Ethnocentrism versus geo-centrism
Cisco is one company that can be considered purely ethnocentric in nature. The strategy began in the early years of internationalization. At the time, Cisco was unaware and unable to access the local talents to head subsidiaries. However, over time, the strategy has taken root commanding the human resource and executive recruitment policies. (Blenkhorn and Fleisher 2005) states that Ethnocentrism may seem like an offhand disadvantaged system to the naked eye. However, it possess some benefits top among them being that subsidiaries require very little supervision in the early stages of setting up. This is because those in charge are aware of, and equipped to handle each and everything as per the company regulations. (Mullins 2005) concurs by stating that many would prefer the company to head into a geo-centric view. However, such view can be quite expensive for the company to set up. Further with a geo-centric view, the new subsidiaries take much longer to become productive, as executives and personnel are undertaken through training and orientation. Should such a company face a challenge in this early stages, chances of losses are imminent because the staff is unaware on how to react to the challenges.
That being said, the challenges out forward by the market in terms of lack of support for subsidiaries, have forced the company to consider a change, albeit a slow one towards a more geo-centric view. This can be seen by the hiring of newer executives in the past two years, many of which are locally recognized. (Rudani 2011) highlights that companies such as Cisco are coming to the realization that the skills required to fulfill the same job differ from one location to another and the candidates are almost always affected greatly by the local culture and physical environment. With this in mind, there is a desire to integrate both ethno-centrism and geo-centrism and find or strike a balance.
Organizational control
Cisco is a wholly owned investment, where the parent company can shape the strategic direction of the subsidiaries, (Mullins 2005) cites that insufficient control can a limit a firm’s ability to align the strategic direction of the partnership with its own strategy, and it can limit a firm’s ability to protect its interests in the partnership. There are two types of control that are exercised in Cisco and these are: strategic control and operational control.

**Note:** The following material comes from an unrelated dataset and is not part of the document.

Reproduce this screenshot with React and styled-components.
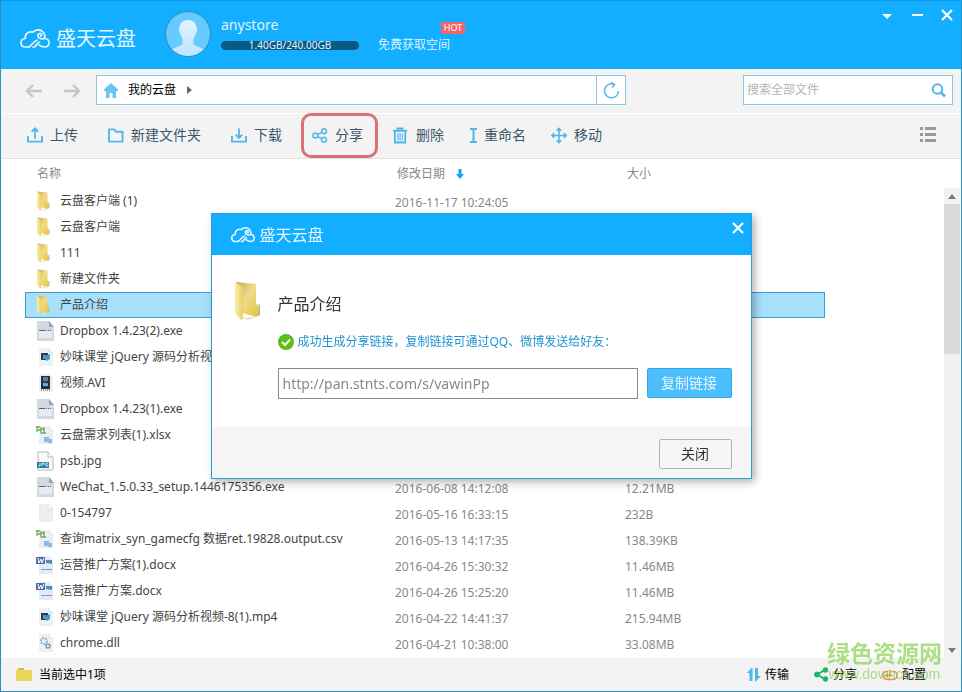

As stated by (Rao 2001) strategic control is control over means and methods on which the conduct of the whole company depends for example control over how the capital is utilized, the setting of priorities and even the hiring of senior executives. On the other hand, operational control as defined by (Erskine 1991) is control over the process of production within the company, in the sense of determining how the employees of an organization perform their work, for example control of purchasing and quality control in the subsidiary branches. For the past few years, Cisco’s organization control has been heavily influenced by the strategic priorities. The firm has prioritized customer satisfaction coupled with reductions of costs. However, with each subsidiary culture and existing knowledge have influenced the approach to organizational culture.
CONCLUSIONS
Understanding the motives behind a firm’s decision to internationalize its business activities helps to explain why and how such a firm engages in international business activities. Cisco for example was compelled to make its first international move following the growing demand for ICT, and the increased availability of the internet and online market. Companies often decide to internationalize without fully investing in a foreign location. However, a foreign investment is often considered much riskier and even more expensive. According to (Dunning 1997) there are four main reasons for such a move: natural resource seeking, market seeking, efficiency seeking and strategy seeking. (Schmidheiny 1992) states that majority of the companies begin the internationalization foreign investment with purposes of seeking new markets. However, as the process grows other reasons come into play. For example, Cisco’s movement into Canada and Latin America was purely to seek new opportunities for growth. On the other hand, over time the internationalization has taken a more efficiency prone aspect. The company has expanded with the main motive of finding cheaper resources through which the expenditure account can be cut down and in turn profits margin can be increased.
(Parhizgar 2002) through research has proven that first entrants into a market often enjoy a greater share and more stability than latter entrants. For instance Cisco has been able to reap considerable benefits and first mover advantages by expanding into Russia in the early 90’s. At this time, the competitors of the company had not even begun considering such a move. The entry into Russia allowed the company to gain footing as the leader in network and router manufacturing. In addition, Cisco enjoyed the advantage of obtaining new technology from Russian and American government support raising majority of the barriers that late comers have had to endure. However, this is not the only reason why Cisco has engaged in internationalization, the attractiveness of countries where business has been launched is also vital. (Sen 2002) states that the country’s host market must be desirable for business to encourage such a move. Cisco could be attracted because of the host country’s market size and potential. For example, the decision to enter India was based on the probability of growth as the country offers a high potential for income generation. In addition, the market also offers cheap labor and highly skilled workers which can greatly push the company into the next age technology.
All types of firms, multi-national, single country, small or large business need to undertake operational renewal constantly in order to regain control in those parts of the organization that are ageing and becoming uncontrolled. However, the Cisco study demonstrates that the control management cannot be easy when the firm is multi-national. Control becomes more complex and involves more stakeholders than just the local headquarters. (Millet and Wiesner 2000) cites that multi-nationals operate across several countries, which creates a complex and sometimes chaotic mix of management practices influenced by different national cultures and institutions. (Murray et al 2006) further indicates that some subsidiaries are more aware of the dynamics of the business environment and culture within their location and therefore are more likely to resist measures of control. In addition the attitude of the people with regard to control measures put in place by the company are also affected by a set of culture specific factors, norms and values which therefore adds another layer of complexity to control management. The different behaviors and attitudes of employees towards control management at subsidiary levels increase the potential for conflict between the centre and subsidiaries and may hinder the success of any strategy chosen by the company.